On paper, losing weight seems simple: Eat less, move more. So why are most people not seeing results?
While there are many possible reasons or combination of reasons – people are stressed, only half-heartedly committed, short on money and time, or living with chronic medical conditions – one reason tends to be overlooked: Some people are working out too much.
In the past few years, I have seen a huge change in the fitness world and the way we work out. We have become obsessed with more exercise – more cardio, heavier weights, stricter diets and more classes. I’ve seen it with my clients and my students. It’s become an all-or-nothing way of thinking. Like an Olympic sprinter, they blast off from the starting block and give maximum effort with their focus on the finish line. Only this isn’t a 100-meter dash, and they aren’t Usain Bolt.
The problem? If you do three classes in one day or add an extra hour of cardio, slash your calorie intake, attend the most hyped class in your city and weigh and measure yourself weekly, at some point, you hit a wall. You gain weight, you slack off in your classes, you get discouraged, your life seems defined by how many classes you can do and you are out of control. And, guess what? You give up. It’s a cycle that ultimately leads nowhere.
So, put on the brakes, go for a (short, easy) jog and give yourself the opportunity to be successful. Ask yourself: Are your workouts really working?
First, consider how much energy you’re expending working out versus doing other activities like walking to work, taking the stairs, cleaning your house and mowing the lawn. All these things burn calories, too. Yes, taking two spin classes in a row torches calories, but what’s the point if you can barely keep your eyes open 30 minutes later? You end up telling yourself that it’s OK to put off cleaning the house or walking to the park, and you miss out on all the other ways to expend your energy.
Next, think about how you feel after long, intense workouts. Chances are you are famished. Fueling your body is crucial to aiding the recovery process, but after overtraining at a high intensity for too long, you are more likely to experience food cravings, decreased self-control and lower metabolism. In other words, you’re more likely to grab that piece of cake or finish a bag of your favorite potato chips – and quickly counteract any caloric deficit you worked so hard to achieve.

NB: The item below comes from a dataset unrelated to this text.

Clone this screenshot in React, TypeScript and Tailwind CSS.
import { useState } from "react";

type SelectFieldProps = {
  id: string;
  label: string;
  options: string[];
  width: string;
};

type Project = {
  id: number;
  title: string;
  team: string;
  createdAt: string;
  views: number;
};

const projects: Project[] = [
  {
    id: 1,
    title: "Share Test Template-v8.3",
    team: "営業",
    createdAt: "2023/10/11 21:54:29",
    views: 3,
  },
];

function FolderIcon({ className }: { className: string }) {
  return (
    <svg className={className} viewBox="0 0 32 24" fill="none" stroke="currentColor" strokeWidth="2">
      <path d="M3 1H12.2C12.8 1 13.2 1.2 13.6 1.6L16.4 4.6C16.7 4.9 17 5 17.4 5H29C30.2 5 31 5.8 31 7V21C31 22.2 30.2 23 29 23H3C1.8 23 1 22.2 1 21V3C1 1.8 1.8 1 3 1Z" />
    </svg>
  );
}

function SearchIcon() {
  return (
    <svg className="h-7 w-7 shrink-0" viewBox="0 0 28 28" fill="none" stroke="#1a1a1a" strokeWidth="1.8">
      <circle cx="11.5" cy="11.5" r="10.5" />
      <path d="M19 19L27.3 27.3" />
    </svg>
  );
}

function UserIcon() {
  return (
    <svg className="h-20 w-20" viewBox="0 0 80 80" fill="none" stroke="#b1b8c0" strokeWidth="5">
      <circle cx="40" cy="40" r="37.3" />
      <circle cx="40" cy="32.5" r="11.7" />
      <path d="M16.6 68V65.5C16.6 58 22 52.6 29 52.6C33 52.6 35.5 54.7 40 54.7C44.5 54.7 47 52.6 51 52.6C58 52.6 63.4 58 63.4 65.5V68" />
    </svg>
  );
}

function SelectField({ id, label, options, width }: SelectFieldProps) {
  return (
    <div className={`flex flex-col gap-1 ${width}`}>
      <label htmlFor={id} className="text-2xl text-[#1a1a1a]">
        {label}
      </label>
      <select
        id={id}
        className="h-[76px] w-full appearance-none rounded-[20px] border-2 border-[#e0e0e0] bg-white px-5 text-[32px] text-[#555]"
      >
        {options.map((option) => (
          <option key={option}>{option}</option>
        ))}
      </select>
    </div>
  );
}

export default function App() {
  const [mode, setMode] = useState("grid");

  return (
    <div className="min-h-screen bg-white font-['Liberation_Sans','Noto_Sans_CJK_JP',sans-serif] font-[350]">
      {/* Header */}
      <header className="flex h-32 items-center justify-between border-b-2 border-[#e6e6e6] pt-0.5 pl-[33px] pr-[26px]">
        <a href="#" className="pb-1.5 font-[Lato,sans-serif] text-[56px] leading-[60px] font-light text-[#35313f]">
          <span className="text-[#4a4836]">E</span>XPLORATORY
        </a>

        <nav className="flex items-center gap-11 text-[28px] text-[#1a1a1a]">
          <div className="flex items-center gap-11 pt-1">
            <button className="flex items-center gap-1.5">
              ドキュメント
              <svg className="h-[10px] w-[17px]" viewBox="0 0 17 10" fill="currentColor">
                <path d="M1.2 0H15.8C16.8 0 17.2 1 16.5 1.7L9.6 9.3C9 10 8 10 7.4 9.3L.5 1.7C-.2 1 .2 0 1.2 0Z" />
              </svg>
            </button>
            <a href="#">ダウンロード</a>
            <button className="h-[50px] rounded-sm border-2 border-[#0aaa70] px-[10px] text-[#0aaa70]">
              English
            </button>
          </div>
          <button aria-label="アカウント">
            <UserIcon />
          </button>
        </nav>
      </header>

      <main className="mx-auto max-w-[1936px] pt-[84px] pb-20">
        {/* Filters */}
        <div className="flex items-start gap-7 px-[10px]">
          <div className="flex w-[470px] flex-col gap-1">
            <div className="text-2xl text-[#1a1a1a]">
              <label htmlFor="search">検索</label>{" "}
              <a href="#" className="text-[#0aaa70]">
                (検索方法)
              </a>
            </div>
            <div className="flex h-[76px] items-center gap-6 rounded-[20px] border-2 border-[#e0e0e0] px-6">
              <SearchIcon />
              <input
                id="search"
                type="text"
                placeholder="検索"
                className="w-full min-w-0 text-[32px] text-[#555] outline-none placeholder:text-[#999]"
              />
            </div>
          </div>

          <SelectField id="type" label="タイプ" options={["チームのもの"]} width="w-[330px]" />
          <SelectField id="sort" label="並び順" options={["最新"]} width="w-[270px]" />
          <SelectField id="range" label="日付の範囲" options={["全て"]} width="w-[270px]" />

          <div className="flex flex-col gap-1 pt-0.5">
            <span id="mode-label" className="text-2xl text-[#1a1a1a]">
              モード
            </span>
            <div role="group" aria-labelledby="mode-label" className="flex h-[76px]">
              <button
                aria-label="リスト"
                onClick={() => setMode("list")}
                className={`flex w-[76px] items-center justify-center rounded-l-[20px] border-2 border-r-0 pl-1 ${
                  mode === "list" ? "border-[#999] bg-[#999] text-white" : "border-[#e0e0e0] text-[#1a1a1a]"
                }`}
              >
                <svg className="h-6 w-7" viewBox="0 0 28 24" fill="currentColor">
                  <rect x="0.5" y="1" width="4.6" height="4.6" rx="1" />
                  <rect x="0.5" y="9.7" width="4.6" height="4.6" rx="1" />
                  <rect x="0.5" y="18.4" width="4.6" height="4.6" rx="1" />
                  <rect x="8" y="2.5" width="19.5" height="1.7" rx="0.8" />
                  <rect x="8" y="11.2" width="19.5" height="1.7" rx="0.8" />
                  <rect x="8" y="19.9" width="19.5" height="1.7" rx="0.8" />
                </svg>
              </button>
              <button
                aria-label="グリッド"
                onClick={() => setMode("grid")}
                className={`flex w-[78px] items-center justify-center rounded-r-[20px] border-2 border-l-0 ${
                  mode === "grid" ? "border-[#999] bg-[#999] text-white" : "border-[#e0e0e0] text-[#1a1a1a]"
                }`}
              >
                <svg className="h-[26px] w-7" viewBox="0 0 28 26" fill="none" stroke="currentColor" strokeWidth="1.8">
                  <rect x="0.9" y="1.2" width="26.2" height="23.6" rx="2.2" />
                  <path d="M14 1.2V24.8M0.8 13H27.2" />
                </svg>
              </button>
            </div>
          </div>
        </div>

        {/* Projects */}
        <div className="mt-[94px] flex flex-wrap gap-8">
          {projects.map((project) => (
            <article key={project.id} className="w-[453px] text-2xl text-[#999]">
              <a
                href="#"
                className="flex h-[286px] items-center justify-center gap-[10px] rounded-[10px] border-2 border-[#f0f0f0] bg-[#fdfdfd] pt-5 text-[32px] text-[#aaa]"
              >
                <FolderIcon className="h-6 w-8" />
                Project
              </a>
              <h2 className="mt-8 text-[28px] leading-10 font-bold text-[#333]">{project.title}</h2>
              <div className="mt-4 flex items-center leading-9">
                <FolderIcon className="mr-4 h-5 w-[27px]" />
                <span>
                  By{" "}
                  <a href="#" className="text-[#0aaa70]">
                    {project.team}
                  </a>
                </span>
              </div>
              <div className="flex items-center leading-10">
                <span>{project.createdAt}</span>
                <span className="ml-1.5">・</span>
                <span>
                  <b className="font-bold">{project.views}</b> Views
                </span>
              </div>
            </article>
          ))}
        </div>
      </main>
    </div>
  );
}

Finally, by approaching your workouts like a sprinter, you’re setting your body up for burnout. While you may feel fine at the beginning, eventually, your knees will start to ache, you won’t be able to get rid of your cold and you’ll end up spending more time in physical therapy than in the gym. That’s because without adequate recovery, your central nervous system sends out signals designed to protect your body. As a result, fatigue will set in, and your muscles will start to feel weak and tired. Instead of sprinting, you’ll be dragging yourself to the finish line.
So what do you do?
1. Listen to your body.
If you’re always feeling achy, tired and unmotivated, listen to what your body is telling you. Maybe it’s time to skip that second spin class or boot camp. Instead, schedule in some other activities that require energy. Take a long walk in the park, play with your kids or go out for a night of dancing. By listening to your body, you are helping yourself stay on track and giving yourself the opportunity to be happier while doing so.
2. Ask yourself why.
Ask yourself why you might have gotten into the habit of overtraining to begin with. If it makes you feel happy and gives you the high you crave, find something else that might make you happy like a massage, a tap class or a casual basketball game with friends. If you’re just a “go hard or go home” type of person, remember that going hard requires adequate recovery time. Treat yourself to a spa day or replace your workout with a day of stretching.
3. Know that less is sometimes more.
When it comes to being successful and reaching your goals, it’s important to find balance. It’s OK to have those intense days, as long as you balance them out with something that will challenge your body in a different way. Work out for short, intense periods, try a Pilates class or go for a swim. Remember, better health is a process that takes time. It’s not always easy, but with the right amount and intensity of exercise, a healthy diet and lifestyle, every day you will be a step closer to your goals.